CALLER: At every turn, even when they prosecuted Ramzi Yousef in New York, White — what was she, the US attorney for the Southern District of New York? — she said in her remarks that everything got locked up in grand jury testimony, could not be shared with the CIA or the FBI.
RUSH: Right, right.
CALLER: It meant that they didn’t have critical information to a national threat, and even the US attorney herself said, this is a grave danger to us. We should stop this, but they want to treat everything as a criminal action and not as a war action, and it is putting this country in great danger.

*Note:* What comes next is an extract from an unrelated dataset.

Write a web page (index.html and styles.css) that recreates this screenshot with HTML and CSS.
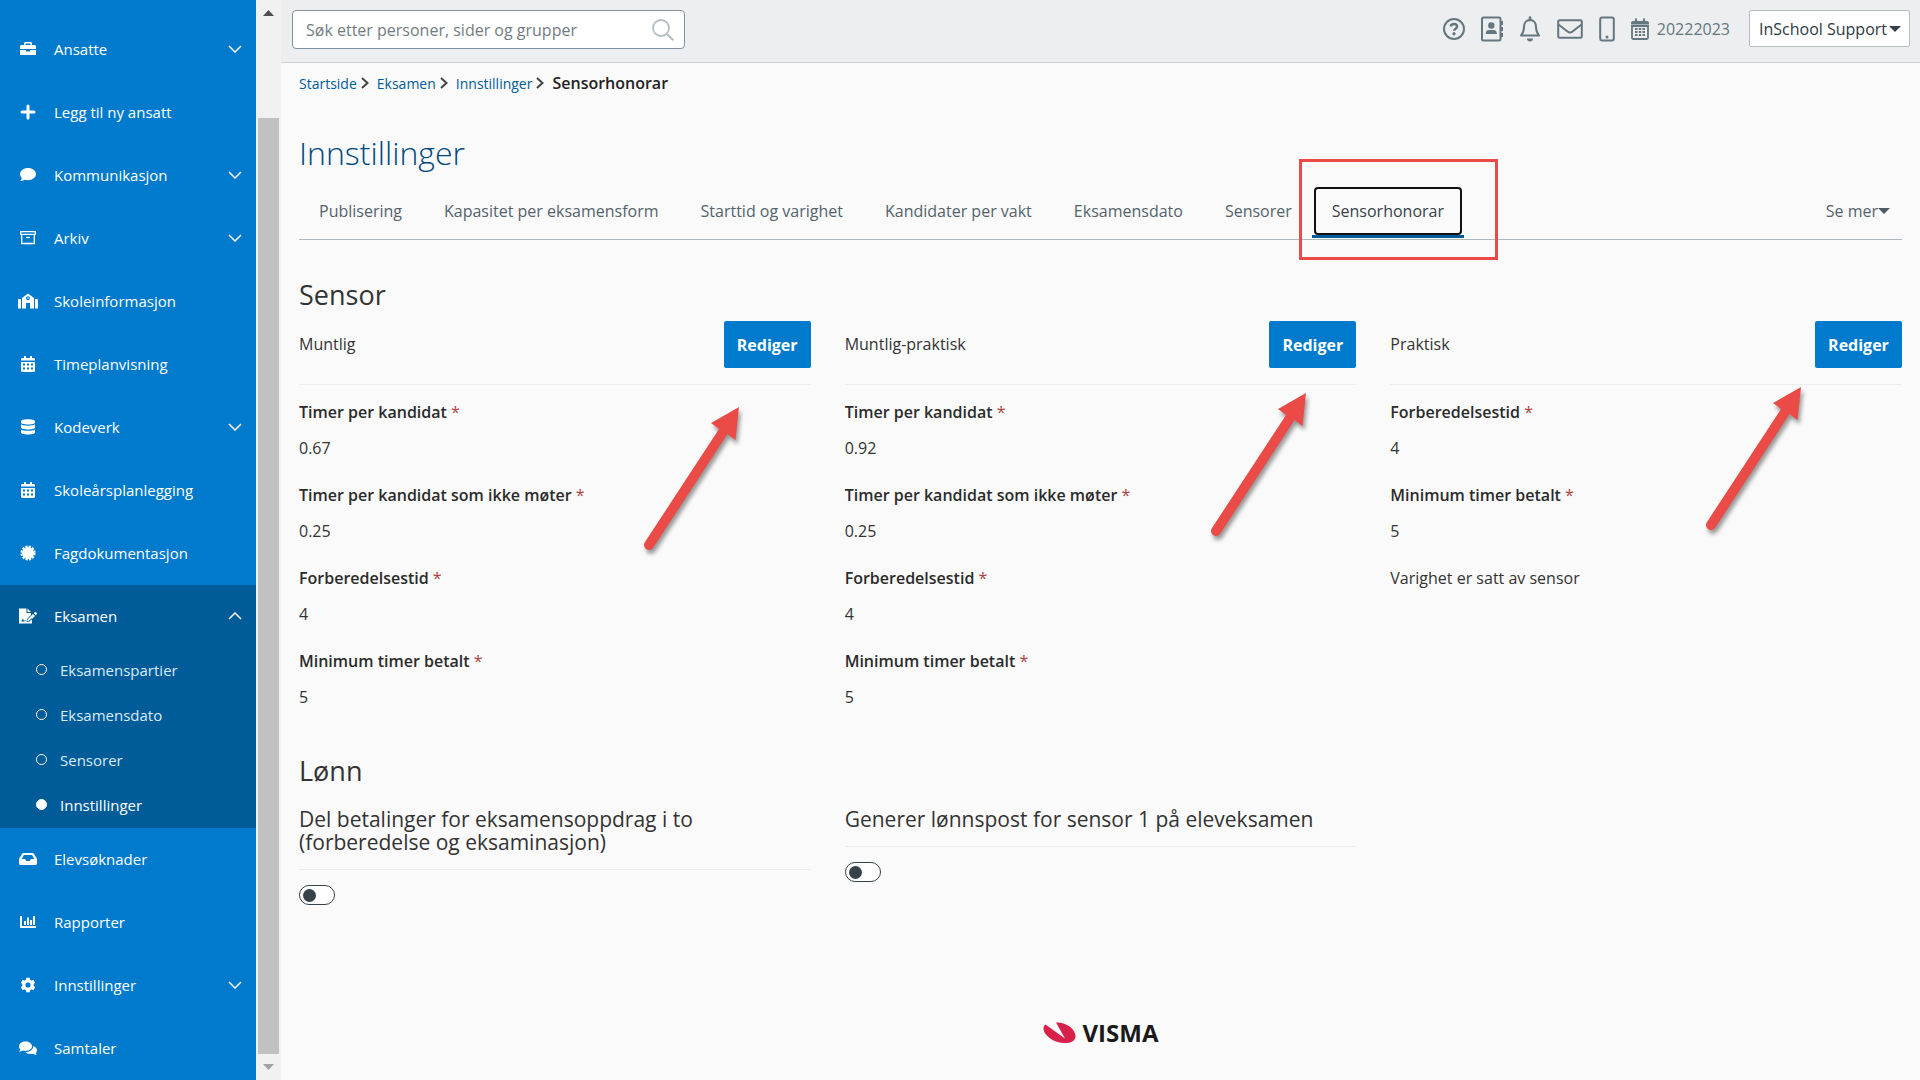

The last thing we need is more court oversight.
RUSH: Oh, exactly, but that’s what the libs want. In fact, I mentioned earlier today that the justice department is getting some heat. They’ve just released a report, and it says that prosecution of terrorists is down, and the liberals are up in arms. Isn’t that missing the point? Prosecution of terrorists? Do we actually think we’re going to win the war on terror by catching ’em all and bringing ’em here for trial? Isn’t the objective, in a war, to kill the enemy because they’re trying to kill us? They’ve already brought us before their so-called judge and jury, and they’re now meting out the sentence. I mean, this is a total waste of time. That’s why they can’t be trusted running this stuff.